Ebenfalls als wegweisend erwies sich die YZ 400 F, ein Viertakter, der die Motocross-Szene radikal änderte. 1998 kam das neue Konzept auf den Markt und düpierte 1999 die gesamte 500er-Zweitakt-Konkurrenz, als Yamaha mit ihr den WM-Titel holte. Der Fünfventil-Motor zog vom Standgas bis 12.000/min gleichmäßig durch, ohne schlagartige Leistungsexplosionen, wie man es von den Zweitaktern gewohnt war. Ihr Geheimnis lag in der Fahrbarkeit, die vorhandene Leistung konnte kontrolliert eingesetzt werden. Zwar gab es von Husqvarna, Husaberg und KTM schon Viertakt-Crosser, aber die stammten alle von schweren Enduros ab, die Viertakt-Yamaha hingegen war von vorne herein als Motocross-Maschine konzipiert worden. Dank leichter Materialien und moderner Bauweise konnte das Gewicht der YZ 400 F auf das Level der Zweitakter gedrückt werden. Ebenso veränderte die aus der YZ 400 F abgeleitete Enduro WR 400 F dauerhaft das Bild im Starterfeld. Auch sie bestach durch wenig Gewicht und frappierender Handlichkeit. Alle anderen Marken folgten bald dem Beispiel, um konkurrenzfähig zu bleiben.

Beim Thema Sportlichkeit drängt sich bei Yamaha vielleicht am vehementesten die radikal konstruierte YZF-R1 auf. Es war ein Paukenschlag, als der Supersportler 1997 präsentiert wurde. Aus nur einem Liter Hubraum holte die R1 150 PS und wog dabei trocken nur 177 kg. Ein mächtiger Deltabox-Aluminium-Rahmen sorgte für Ruhe im Fahrwerk auch bei Topspeed von 270 km/h. Der sehr kurz bauende Vierzylinder-Motor ließ eine lange Schwinge zu, die Stabilität brachte. Die Konkurrenten beeilten sich, passende Antworten mit 1000-cm3-Motoren zu finden, doch die Vorreiterrolle konnten sie der R1 nicht mehr nehmen.

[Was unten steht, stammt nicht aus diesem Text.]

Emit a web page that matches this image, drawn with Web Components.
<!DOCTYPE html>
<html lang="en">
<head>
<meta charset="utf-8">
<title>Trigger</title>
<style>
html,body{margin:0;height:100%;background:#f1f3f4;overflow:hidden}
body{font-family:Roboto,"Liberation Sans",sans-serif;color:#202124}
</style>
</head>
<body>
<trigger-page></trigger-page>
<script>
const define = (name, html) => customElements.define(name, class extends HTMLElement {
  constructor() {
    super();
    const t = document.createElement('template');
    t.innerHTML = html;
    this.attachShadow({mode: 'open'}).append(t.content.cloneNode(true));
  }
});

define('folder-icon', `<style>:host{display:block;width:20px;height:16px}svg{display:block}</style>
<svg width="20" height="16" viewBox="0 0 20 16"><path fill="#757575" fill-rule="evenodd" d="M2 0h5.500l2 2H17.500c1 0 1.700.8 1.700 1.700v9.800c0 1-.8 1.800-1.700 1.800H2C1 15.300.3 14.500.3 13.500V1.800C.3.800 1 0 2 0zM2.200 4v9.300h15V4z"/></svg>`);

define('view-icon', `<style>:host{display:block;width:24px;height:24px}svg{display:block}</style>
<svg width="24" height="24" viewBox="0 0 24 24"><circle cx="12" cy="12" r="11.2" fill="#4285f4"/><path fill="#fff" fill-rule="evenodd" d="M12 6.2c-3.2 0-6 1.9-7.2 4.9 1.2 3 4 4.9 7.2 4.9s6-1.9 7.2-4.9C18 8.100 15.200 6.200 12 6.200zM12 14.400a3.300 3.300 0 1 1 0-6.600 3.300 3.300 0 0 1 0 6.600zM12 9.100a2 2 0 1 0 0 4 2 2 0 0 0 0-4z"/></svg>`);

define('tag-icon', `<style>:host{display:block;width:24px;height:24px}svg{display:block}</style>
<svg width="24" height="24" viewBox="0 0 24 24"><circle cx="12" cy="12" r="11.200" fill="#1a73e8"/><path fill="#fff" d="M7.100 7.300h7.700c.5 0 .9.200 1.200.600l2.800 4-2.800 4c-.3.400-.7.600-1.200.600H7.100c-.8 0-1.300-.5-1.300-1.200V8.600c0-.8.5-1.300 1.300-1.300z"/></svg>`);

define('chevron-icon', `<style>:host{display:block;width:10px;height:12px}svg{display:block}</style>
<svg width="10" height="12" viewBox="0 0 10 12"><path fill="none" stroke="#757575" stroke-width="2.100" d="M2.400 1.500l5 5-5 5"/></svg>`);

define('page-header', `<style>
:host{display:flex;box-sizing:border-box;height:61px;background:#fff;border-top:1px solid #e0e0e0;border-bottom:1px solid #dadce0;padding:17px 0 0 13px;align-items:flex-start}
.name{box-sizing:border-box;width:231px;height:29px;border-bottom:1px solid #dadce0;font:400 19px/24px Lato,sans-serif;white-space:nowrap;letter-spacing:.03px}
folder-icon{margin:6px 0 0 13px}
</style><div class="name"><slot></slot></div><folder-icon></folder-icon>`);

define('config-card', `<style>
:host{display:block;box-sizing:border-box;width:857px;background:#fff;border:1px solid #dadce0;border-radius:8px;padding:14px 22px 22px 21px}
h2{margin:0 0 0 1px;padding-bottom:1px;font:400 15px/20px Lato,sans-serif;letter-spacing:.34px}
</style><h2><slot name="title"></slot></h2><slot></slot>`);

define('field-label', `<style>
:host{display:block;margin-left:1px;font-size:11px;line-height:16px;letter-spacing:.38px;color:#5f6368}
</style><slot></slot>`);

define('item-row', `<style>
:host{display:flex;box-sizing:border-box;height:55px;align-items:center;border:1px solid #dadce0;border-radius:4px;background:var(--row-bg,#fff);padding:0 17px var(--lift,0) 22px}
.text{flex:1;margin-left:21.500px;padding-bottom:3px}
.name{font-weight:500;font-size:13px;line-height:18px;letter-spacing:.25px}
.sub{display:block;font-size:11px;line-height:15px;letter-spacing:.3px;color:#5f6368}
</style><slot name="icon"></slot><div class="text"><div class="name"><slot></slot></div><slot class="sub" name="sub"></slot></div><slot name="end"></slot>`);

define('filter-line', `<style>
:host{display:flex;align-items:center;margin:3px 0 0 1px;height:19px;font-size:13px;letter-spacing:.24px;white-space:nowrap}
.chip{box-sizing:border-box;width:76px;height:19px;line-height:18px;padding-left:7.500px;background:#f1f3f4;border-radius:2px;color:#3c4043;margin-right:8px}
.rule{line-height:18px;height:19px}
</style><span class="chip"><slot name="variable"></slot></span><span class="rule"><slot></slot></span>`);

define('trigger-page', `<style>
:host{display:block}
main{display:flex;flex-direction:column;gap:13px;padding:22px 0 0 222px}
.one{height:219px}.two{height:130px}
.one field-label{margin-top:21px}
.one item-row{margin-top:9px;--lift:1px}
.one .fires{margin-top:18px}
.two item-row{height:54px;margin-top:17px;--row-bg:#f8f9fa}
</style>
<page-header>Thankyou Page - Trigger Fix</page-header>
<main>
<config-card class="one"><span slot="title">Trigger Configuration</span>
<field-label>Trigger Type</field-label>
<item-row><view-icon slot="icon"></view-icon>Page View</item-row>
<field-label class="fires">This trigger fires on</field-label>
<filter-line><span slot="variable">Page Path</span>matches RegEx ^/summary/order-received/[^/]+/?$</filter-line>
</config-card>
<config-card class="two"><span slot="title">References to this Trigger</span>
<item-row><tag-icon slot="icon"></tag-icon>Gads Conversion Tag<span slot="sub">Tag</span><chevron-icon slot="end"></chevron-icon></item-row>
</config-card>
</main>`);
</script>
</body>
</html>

Die Firma feiert das sechzigjährige Jubiläum mit Merchandise-Artikeln in historischer gelb-schwarzer Farbgebung, wie sie es in der Kenny-Roberts-Ära gab. Die aktuelle Yamaha-Motocross-Generation kann in der Farbkombination bestellt werden. Valentino Rossi fuhr vor wenigen Wochen beim Goodwood Festival of Speed eine M1 in der gleichen Lackierung. Es ist die Kreativität und der Mut, neue Ideen umzusetzen, was Yamaha zum zweitgrößten Motorradhersteller der Welt gemacht hat. Das hätte sich Torakusu Yamaha sicher nicht träumen lassen, als er seine erste Orgel zusammenbaute.